_Data excerpt_
-=-=-=-=-

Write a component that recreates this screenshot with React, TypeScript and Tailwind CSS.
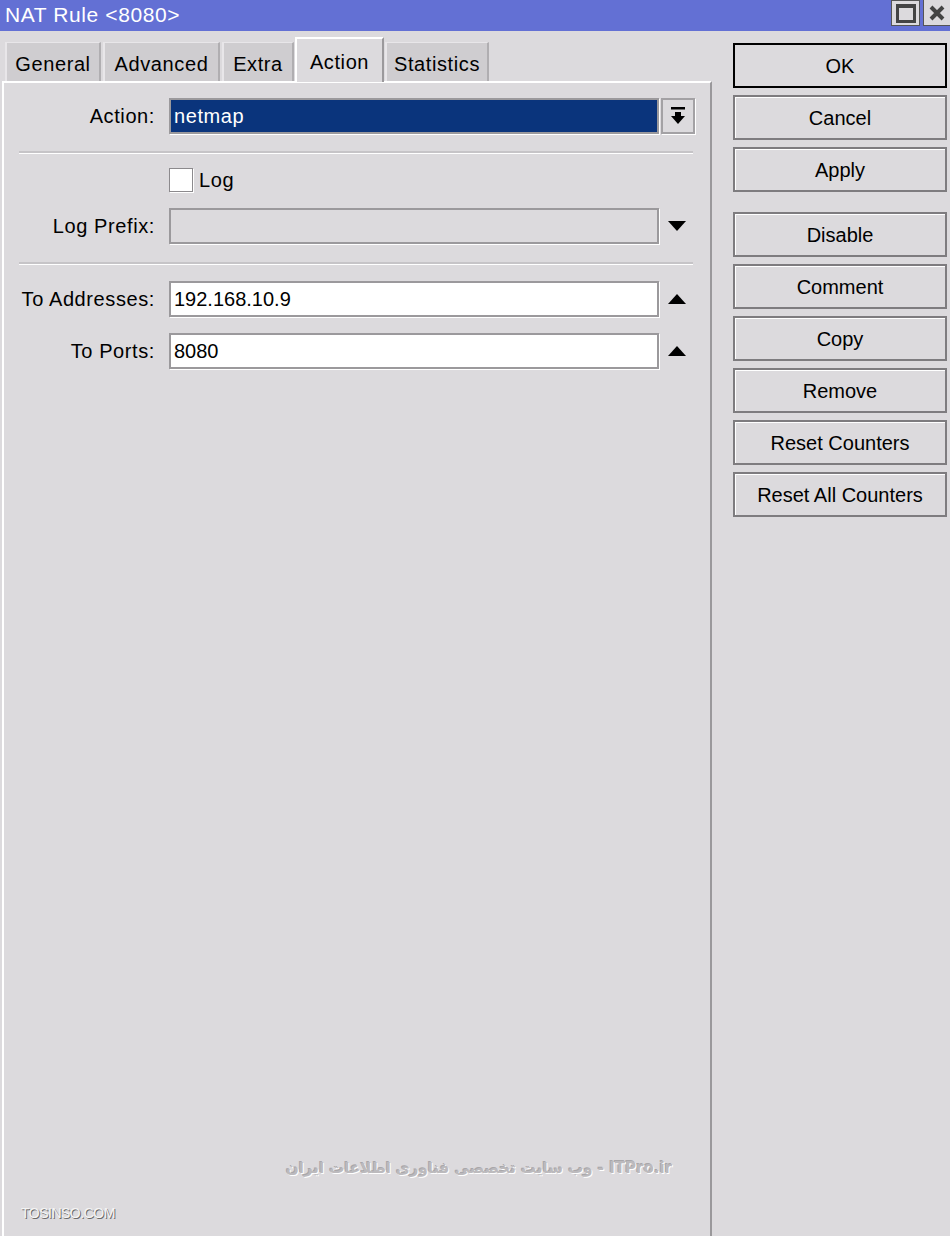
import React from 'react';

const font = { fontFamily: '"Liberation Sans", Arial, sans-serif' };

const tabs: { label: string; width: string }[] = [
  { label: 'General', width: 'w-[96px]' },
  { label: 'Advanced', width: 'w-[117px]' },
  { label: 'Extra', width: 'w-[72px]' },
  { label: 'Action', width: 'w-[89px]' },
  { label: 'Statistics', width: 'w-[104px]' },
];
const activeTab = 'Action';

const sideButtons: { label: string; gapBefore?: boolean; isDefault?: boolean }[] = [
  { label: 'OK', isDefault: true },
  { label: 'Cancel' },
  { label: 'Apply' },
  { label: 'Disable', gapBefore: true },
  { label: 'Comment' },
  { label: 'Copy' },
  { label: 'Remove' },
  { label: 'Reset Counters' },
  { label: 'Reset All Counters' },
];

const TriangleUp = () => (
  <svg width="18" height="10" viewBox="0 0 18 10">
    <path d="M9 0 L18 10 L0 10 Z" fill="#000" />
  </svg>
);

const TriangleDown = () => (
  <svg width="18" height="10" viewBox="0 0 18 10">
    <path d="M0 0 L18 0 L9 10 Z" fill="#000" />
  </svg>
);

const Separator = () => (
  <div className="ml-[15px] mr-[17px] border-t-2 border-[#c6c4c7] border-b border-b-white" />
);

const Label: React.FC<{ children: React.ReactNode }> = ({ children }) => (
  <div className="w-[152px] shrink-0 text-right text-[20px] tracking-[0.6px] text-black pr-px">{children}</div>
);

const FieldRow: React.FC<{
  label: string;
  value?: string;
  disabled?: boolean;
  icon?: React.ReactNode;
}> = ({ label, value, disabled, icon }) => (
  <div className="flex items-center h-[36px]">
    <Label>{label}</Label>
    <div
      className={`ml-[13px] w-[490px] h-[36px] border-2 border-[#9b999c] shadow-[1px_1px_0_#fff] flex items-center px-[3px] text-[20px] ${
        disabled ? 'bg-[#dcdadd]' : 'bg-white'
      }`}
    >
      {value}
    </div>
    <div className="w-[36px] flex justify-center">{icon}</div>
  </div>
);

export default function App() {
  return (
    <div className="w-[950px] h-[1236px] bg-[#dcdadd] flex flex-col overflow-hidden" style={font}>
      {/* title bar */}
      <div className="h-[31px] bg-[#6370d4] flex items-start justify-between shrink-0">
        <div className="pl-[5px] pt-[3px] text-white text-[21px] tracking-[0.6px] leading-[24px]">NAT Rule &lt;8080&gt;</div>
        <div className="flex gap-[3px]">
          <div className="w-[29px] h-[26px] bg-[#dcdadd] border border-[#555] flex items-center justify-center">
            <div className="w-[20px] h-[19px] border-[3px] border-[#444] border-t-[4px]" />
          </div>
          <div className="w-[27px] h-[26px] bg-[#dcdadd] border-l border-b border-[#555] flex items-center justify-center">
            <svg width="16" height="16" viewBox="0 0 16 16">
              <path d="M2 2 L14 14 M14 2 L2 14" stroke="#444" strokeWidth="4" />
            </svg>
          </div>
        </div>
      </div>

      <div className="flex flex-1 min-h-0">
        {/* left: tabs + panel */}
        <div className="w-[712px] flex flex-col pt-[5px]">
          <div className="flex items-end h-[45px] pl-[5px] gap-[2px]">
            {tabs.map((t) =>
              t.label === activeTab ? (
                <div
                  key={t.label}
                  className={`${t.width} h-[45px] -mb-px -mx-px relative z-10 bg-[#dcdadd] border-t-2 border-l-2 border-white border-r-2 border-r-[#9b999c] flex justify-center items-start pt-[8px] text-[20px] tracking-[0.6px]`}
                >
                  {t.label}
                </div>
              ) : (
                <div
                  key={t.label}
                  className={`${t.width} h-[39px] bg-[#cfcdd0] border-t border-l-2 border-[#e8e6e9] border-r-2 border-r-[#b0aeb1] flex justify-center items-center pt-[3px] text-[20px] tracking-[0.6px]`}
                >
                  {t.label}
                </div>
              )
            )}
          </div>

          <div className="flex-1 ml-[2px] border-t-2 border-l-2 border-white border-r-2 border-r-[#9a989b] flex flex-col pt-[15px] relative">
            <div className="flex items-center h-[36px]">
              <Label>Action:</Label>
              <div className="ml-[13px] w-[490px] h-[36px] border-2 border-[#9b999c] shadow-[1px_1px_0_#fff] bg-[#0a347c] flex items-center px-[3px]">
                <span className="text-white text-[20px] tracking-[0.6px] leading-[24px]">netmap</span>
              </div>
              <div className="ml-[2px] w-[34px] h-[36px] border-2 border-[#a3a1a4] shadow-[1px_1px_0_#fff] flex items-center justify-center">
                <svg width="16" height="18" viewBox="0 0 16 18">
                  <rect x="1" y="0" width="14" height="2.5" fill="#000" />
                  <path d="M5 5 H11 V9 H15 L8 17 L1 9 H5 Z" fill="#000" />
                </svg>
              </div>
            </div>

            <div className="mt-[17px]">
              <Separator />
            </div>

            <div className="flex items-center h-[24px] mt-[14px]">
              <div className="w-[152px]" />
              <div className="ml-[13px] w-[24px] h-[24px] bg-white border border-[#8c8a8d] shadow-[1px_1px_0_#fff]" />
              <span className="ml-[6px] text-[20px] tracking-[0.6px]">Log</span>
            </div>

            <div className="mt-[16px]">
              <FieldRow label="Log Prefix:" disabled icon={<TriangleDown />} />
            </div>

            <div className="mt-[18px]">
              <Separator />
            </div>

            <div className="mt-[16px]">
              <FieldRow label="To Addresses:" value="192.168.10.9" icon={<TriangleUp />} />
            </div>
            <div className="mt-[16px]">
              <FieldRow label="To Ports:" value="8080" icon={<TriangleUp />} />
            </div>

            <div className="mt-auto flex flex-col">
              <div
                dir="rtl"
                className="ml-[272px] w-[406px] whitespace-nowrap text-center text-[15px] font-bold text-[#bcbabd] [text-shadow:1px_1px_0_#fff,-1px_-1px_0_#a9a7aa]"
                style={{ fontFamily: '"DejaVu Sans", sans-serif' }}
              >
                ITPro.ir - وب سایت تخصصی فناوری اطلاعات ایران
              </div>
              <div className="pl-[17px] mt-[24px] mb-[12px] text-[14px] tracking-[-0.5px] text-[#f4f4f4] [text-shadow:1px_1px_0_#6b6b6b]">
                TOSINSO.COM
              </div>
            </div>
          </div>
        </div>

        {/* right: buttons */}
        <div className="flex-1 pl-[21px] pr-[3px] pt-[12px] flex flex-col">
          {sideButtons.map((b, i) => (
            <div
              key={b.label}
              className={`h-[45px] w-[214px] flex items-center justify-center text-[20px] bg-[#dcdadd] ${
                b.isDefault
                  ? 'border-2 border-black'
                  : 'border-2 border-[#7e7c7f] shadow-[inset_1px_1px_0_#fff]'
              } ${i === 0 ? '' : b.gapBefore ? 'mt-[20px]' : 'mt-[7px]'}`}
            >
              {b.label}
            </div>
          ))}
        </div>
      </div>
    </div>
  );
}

-=-=-=-=-

_Task brief_
Without the pictures, write out all of the material exactly.

_Output for this task_
Write a component that recreates this screenshot with React, TypeScript and Tailwind CSS.
import React from 'react';

const font = { fontFamily: '"Liberation Sans", Arial, sans-serif' };

const tabs: { label: string; width: string }[] = [
  { label: 'General', width: 'w-[96px]' },
  { label: 'Advanced', width: 'w-[117px]' },
  { label: 'Extra', width: 'w-[72px]' },
  { label: 'Action', width: 'w-[89px]' },
  { label: 'Statistics', width: 'w-[104px]' },
];
const activeTab = 'Action';

const sideButtons: { label: string; gapBefore?: boolean; isDefault?: boolean }[] = [
  { label: 'OK', isDefault: true },
  { label: 'Cancel' },
  { label: 'Apply' },
  { label: 'Disable', gapBefore: true },
  { label: 'Comment' },
  { label: 'Copy' },
  { label: 'Remove' },
  { label: 'Reset Counters' },
  { label: 'Reset All Counters' },
];

const TriangleUp = () => (
  <svg width="18" height="10" viewBox="0 0 18 10">
    <path d="M9 0 L18 10 L0 10 Z" fill="#000" />
  </svg>
);

const TriangleDown = () => (
  <svg width="18" height="10" viewBox="0 0 18 10">
    <path d="M0 0 L18 0 L9 10 Z" fill="#000" />
  </svg>
);

const Separator = () => (
  <div className="ml-[15px] mr-[17px] border-t-2 border-[#c6c4c7] border-b border-b-white" />
);

const Label: React.FC<{ children: React.ReactNode }> = ({ children }) => (
  <div className="w-[152px] shrink-0 text-right text-[20px] tracking-[0.6px] text-black pr-px">{children}</div>
);

const FieldRow: React.FC<{
  label: string;
  value?: string;
  disabled?: boolean;
  icon?: React.ReactNode;
}> = ({ label, value, disabled, icon }) => (
  <div className="flex items-center h-[36px]">
    <Label>{label}</Label>
    <div
      className={`ml-[13px] w-[490px] h-[36px] border-2 border-[#9b999c] shadow-[1px_1px_0_#fff] flex items-center px-[3px] text-[20px] ${
        disabled ? 'bg-[#dcdadd]' : 'bg-white'
      }`}
    >
      {value}
    </div>
    <div className="w-[36px] flex justify-center">{icon}</div>
  </div>
);

export default function App() {
  return (
    <div className="w-[950px] h-[1236px] bg-[#dcdadd] flex flex-col overflow-hidden" style={font}>
      {/* title bar */}
      <div className="h-[31px] bg-[#6370d4] flex items-start justify-between shrink-0">
        <div className="pl-[5px] pt-[3px] text-white text-[21px] tracking-[0.6px] leading-[24px]">NAT Rule &lt;8080&gt;</div>
        <div className="flex gap-[3px]">
          <div className="w-[29px] h-[26px] bg-[#dcdadd] border border-[#555] flex items-center justify-center">
            <div className="w-[20px] h-[19px] border-[3px] border-[#444] border-t-[4px]" />
          </div>
          <div className="w-[27px] h-[26px] bg-[#dcdadd] border-l border-b border-[#555] flex items-center justify-center">
            <svg width="16" height="16" viewBox="0 0 16 16">
              <path d="M2 2 L14 14 M14 2 L2 14" stroke="#444" strokeWidth="4" />
            </svg>
          </div>
        </div>
      </div>

      <div className="flex flex-1 min-h-0">
        {/* left: tabs + panel */}
        <div className="w-[712px] flex flex-col pt-[5px]">
          <div className="flex items-end h-[45px] pl-[5px] gap-[2px]">
            {tabs.map((t) =>
              t.label === activeTab ? (
                <div
                  key={t.label}
                  className={`${t.width} h-[45px] -mb-px -mx-px relative z-10 bg-[#dcdadd] border-t-2 border-l-2 border-white border-r-2 border-r-[#9b999c] flex justify-center items-start pt-[8px] text-[20px] tracking-[0.6px]`}
                >
                  {t.label}
                </div>
              ) : (
                <div
                  key={t.label}
                  className={`${t.width} h-[39px] bg-[#cfcdd0] border-t border-l-2 border-[#e8e6e9] border-r-2 border-r-[#b0aeb1] flex justify-center items-center pt-[3px] text-[20px] tracking-[0.6px]`}
                >
                  {t.label}
                </div>
              )
            )}
          </div>

          <div className="flex-1 ml-[2px] border-t-2 border-l-2 border-white border-r-2 border-r-[#9a989b] flex flex-col pt-[15px] relative">
            <div className="flex items-center h-[36px]">
              <Label>Action:</Label>
              <div className="ml-[13px] w-[490px] h-[36px] border-2 border-[#9b999c] shadow-[1px_1px_0_#fff] bg-[#0a347c] flex items-center px-[3px]">
                <span className="text-white text-[20px] tracking-[0.6px] leading-[24px]">netmap</span>
              </div>
              <div className="ml-[2px] w-[34px] h-[36px] border-2 border-[#a3a1a4] shadow-[1px_1px_0_#fff] flex items-center justify-center">
                <svg width="16" height="18" viewBox="0 0 16 18">
                  <rect x="1" y="0" width="14" height="2.5" fill="#000" />
                  <path d="M5 5 H11 V9 H15 L8 17 L1 9 H5 Z" fill="#000" />
                </svg>
              </div>
            </div>

            <div className="mt-[17px]">
              <Separator />
            </div>

            <div className="flex items-center h-[24px] mt-[14px]">
              <div className="w-[152px]" />
              <div className="ml-[13px] w-[24px] h-[24px] bg-white border border-[#8c8a8d] shadow-[1px_1px_0_#fff]" />
              <span className="ml-[6px] text-[20px] tracking-[0.6px]">Log</span>
            </div>

            <div className="mt-[16px]">
              <FieldRow label="Log Prefix:" disabled icon={<TriangleDown />} />
            </div>

            <div className="mt-[18px]">
              <Separator />
            </div>

            <div className="mt-[16px]">
              <FieldRow label="To Addresses:" value="192.168.10.9" icon={<TriangleUp />} />
            </div>
            <div className="mt-[16px]">
              <FieldRow label="To Ports:" value="8080" icon={<TriangleUp />} />
            </div>

            <div className="mt-auto flex flex-col">
              <div
                dir="rtl"
                className="ml-[272px] w-[406px] whitespace-nowrap text-center text-[15px] font-bold text-[#bcbabd] [text-shadow:1px_1px_0_#fff,-1px_-1px_0_#a9a7aa]"
                style={{ fontFamily: '"DejaVu Sans", sans-serif' }}
              >
                ITPro.ir - وب سایت تخصصی فناوری اطلاعات ایران
              </div>
              <div className="pl-[17px] mt-[24px] mb-[12px] text-[14px] tracking-[-0.5px] text-[#f4f4f4] [text-shadow:1px_1px_0_#6b6b6b]">
                TOSINSO.COM
              </div>
            </div>
          </div>
        </div>

        {/* right: buttons */}
        <div className="flex-1 pl-[21px] pr-[3px] pt-[12px] flex flex-col">
          {sideButtons.map((b, i) => (
            <div
              key={b.label}
              className={`h-[45px] w-[214px] flex items-center justify-center text-[20px] bg-[#dcdadd] ${
                b.isDefault
                  ? 'border-2 border-black'
                  : 'border-2 border-[#7e7c7f] shadow-[inset_1px_1px_0_#fff]'
              } ${i === 0 ? '' : b.gapBefore ? 'mt-[20px]' : 'mt-[7px]'}`}
            >
              {b.label}
            </div>
          ))}
        </div>
      </div>
    </div>
  );
}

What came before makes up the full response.